**REQUEST**
Extract the full listing verbatim and drop any pictures from your copy.

** start STORED ROWS **

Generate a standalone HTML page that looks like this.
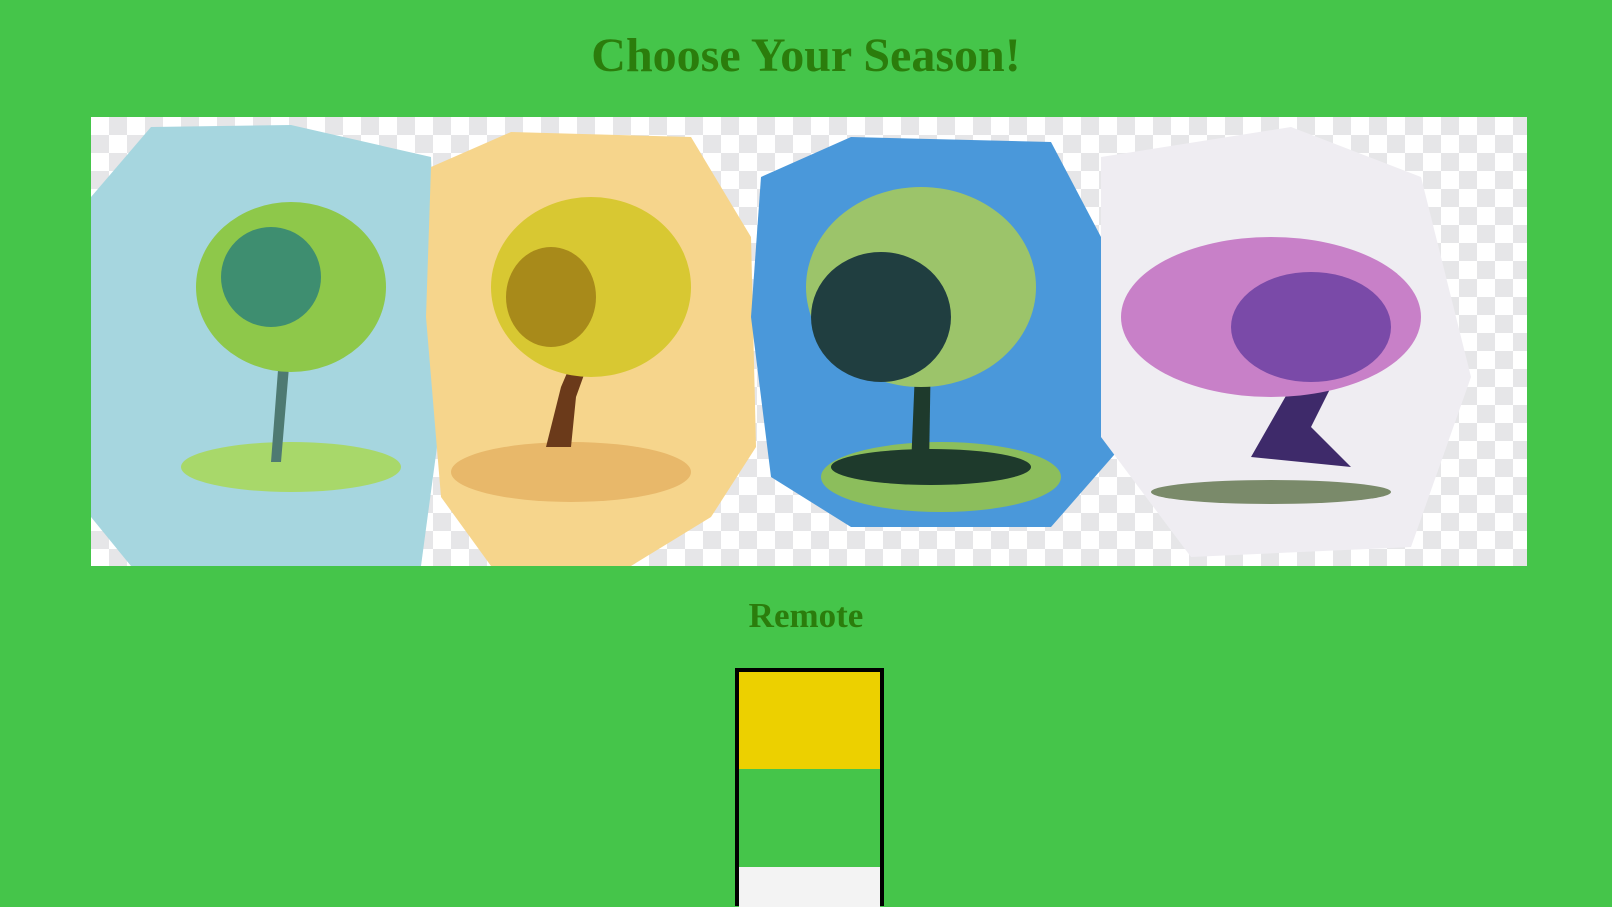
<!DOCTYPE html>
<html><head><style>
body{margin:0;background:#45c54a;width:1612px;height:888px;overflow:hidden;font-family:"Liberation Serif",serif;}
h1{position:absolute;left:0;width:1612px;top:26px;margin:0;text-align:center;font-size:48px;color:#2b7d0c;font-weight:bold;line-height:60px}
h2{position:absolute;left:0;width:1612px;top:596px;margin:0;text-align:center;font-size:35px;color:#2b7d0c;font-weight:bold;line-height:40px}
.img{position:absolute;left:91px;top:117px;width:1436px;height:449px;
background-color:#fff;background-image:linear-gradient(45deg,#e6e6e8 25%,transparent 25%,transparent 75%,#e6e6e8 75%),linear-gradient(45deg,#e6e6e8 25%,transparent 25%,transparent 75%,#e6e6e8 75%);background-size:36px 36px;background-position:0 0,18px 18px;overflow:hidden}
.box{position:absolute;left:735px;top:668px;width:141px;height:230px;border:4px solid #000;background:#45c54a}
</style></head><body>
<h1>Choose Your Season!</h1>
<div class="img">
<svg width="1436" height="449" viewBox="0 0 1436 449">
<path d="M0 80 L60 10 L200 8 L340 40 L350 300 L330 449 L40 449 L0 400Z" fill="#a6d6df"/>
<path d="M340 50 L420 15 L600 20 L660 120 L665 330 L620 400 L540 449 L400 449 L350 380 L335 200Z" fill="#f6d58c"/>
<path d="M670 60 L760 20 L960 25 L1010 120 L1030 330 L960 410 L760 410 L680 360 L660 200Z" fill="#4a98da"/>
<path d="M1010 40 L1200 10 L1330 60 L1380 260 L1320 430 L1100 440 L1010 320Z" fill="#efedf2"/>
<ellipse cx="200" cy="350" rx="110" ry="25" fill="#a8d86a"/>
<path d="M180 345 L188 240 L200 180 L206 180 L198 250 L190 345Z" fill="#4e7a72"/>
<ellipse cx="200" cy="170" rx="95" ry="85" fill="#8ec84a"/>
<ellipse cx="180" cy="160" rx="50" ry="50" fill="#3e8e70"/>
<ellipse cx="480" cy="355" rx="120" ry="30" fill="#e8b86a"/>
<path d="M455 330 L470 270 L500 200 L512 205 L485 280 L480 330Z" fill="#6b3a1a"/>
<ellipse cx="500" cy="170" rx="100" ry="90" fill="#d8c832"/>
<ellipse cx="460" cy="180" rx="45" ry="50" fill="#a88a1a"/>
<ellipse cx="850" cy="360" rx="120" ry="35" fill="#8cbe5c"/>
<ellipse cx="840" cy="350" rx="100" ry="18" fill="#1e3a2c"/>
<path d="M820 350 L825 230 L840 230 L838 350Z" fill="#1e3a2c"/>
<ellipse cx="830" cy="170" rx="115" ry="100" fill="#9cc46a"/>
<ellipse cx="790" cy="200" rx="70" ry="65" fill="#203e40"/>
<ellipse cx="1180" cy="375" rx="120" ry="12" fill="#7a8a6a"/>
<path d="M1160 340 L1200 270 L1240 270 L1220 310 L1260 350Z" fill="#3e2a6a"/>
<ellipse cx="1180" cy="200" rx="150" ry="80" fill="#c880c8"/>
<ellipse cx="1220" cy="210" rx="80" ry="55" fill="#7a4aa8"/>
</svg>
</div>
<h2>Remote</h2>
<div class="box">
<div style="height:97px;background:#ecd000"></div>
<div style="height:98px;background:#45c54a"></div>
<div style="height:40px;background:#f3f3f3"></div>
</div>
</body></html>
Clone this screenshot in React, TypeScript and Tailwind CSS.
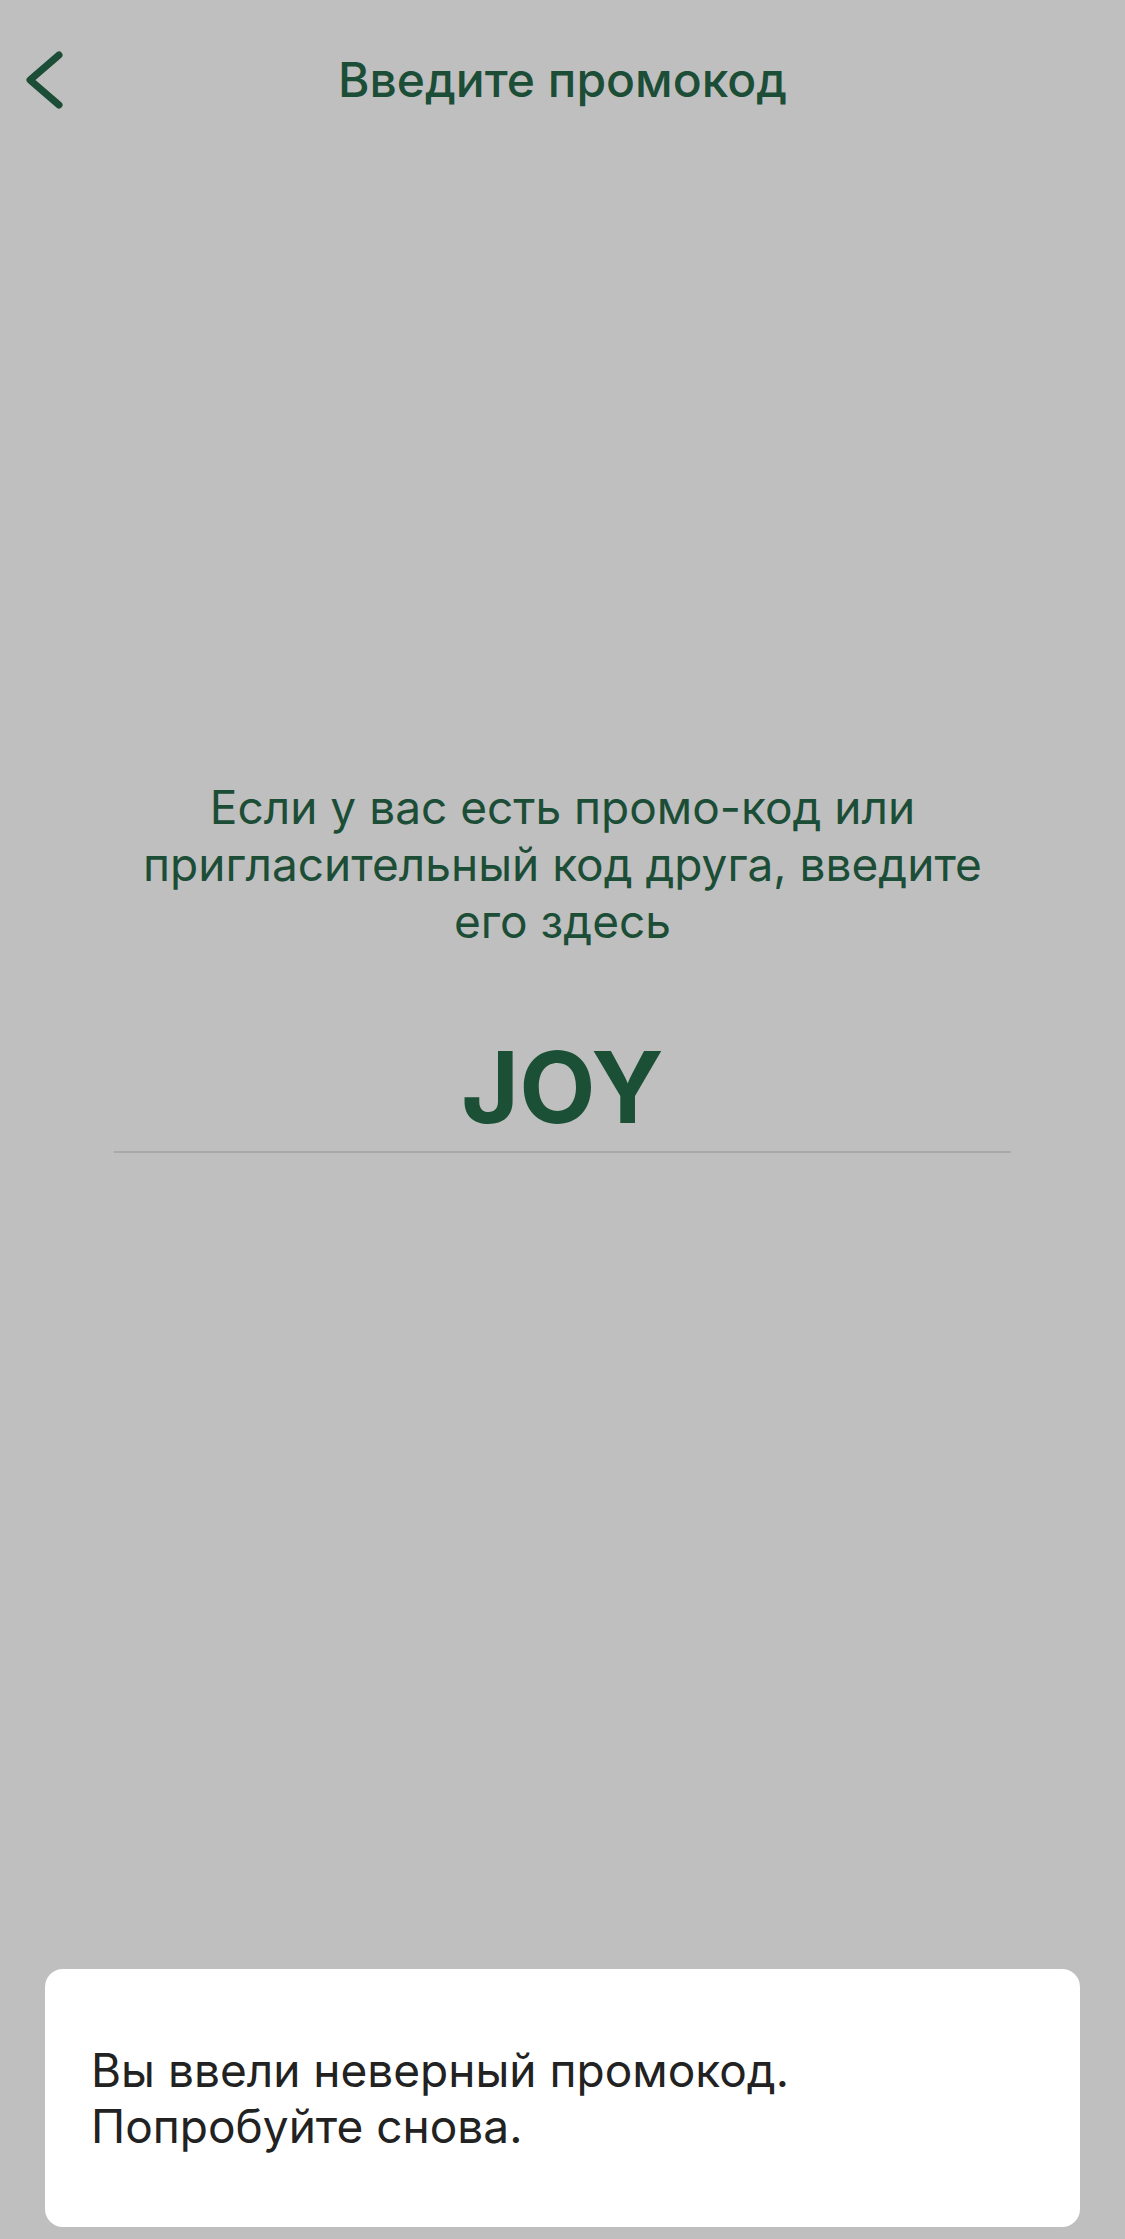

** end STORED ROWS **

**EXERCISE ANSWER**
Generate a standalone HTML page that looks like this.
<!DOCTYPE html>
<html><head><style>
body{margin:0;background:#45c54a;width:1612px;height:888px;overflow:hidden;font-family:"Liberation Serif",serif;}
h1{position:absolute;left:0;width:1612px;top:26px;margin:0;text-align:center;font-size:48px;color:#2b7d0c;font-weight:bold;line-height:60px}
h2{position:absolute;left:0;width:1612px;top:596px;margin:0;text-align:center;font-size:35px;color:#2b7d0c;font-weight:bold;line-height:40px}
.img{position:absolute;left:91px;top:117px;width:1436px;height:449px;
background-color:#fff;background-image:linear-gradient(45deg,#e6e6e8 25%,transparent 25%,transparent 75%,#e6e6e8 75%),linear-gradient(45deg,#e6e6e8 25%,transparent 25%,transparent 75%,#e6e6e8 75%);background-size:36px 36px;background-position:0 0,18px 18px;overflow:hidden}
.box{position:absolute;left:735px;top:668px;width:141px;height:230px;border:4px solid #000;background:#45c54a}
</style></head><body>
<h1>Choose Your Season!</h1>
<div class="img">
<svg width="1436" height="449" viewBox="0 0 1436 449">
<path d="M0 80 L60 10 L200 8 L340 40 L350 300 L330 449 L40 449 L0 400Z" fill="#a6d6df"/>
<path d="M340 50 L420 15 L600 20 L660 120 L665 330 L620 400 L540 449 L400 449 L350 380 L335 200Z" fill="#f6d58c"/>
<path d="M670 60 L760 20 L960 25 L1010 120 L1030 330 L960 410 L760 410 L680 360 L660 200Z" fill="#4a98da"/>
<path d="M1010 40 L1200 10 L1330 60 L1380 260 L1320 430 L1100 440 L1010 320Z" fill="#efedf2"/>
<ellipse cx="200" cy="350" rx="110" ry="25" fill="#a8d86a"/>
<path d="M180 345 L188 240 L200 180 L206 180 L198 250 L190 345Z" fill="#4e7a72"/>
<ellipse cx="200" cy="170" rx="95" ry="85" fill="#8ec84a"/>
<ellipse cx="180" cy="160" rx="50" ry="50" fill="#3e8e70"/>
<ellipse cx="480" cy="355" rx="120" ry="30" fill="#e8b86a"/>
<path d="M455 330 L470 270 L500 200 L512 205 L485 280 L480 330Z" fill="#6b3a1a"/>
<ellipse cx="500" cy="170" rx="100" ry="90" fill="#d8c832"/>
<ellipse cx="460" cy="180" rx="45" ry="50" fill="#a88a1a"/>
<ellipse cx="850" cy="360" rx="120" ry="35" fill="#8cbe5c"/>
<ellipse cx="840" cy="350" rx="100" ry="18" fill="#1e3a2c"/>
<path d="M820 350 L825 230 L840 230 L838 350Z" fill="#1e3a2c"/>
<ellipse cx="830" cy="170" rx="115" ry="100" fill="#9cc46a"/>
<ellipse cx="790" cy="200" rx="70" ry="65" fill="#203e40"/>
<ellipse cx="1180" cy="375" rx="120" ry="12" fill="#7a8a6a"/>
<path d="M1160 340 L1200 270 L1240 270 L1220 310 L1260 350Z" fill="#3e2a6a"/>
<ellipse cx="1180" cy="200" rx="150" ry="80" fill="#c880c8"/>
<ellipse cx="1220" cy="210" rx="80" ry="55" fill="#7a4aa8"/>
</svg>
</div>
<h2>Remote</h2>
<div class="box">
<div style="height:97px;background:#ecd000"></div>
<div style="height:98px;background:#45c54a"></div>
<div style="height:40px;background:#f3f3f3"></div>
</div>
</body></html>
Clone this screenshot in React, TypeScript and Tailwind CSS.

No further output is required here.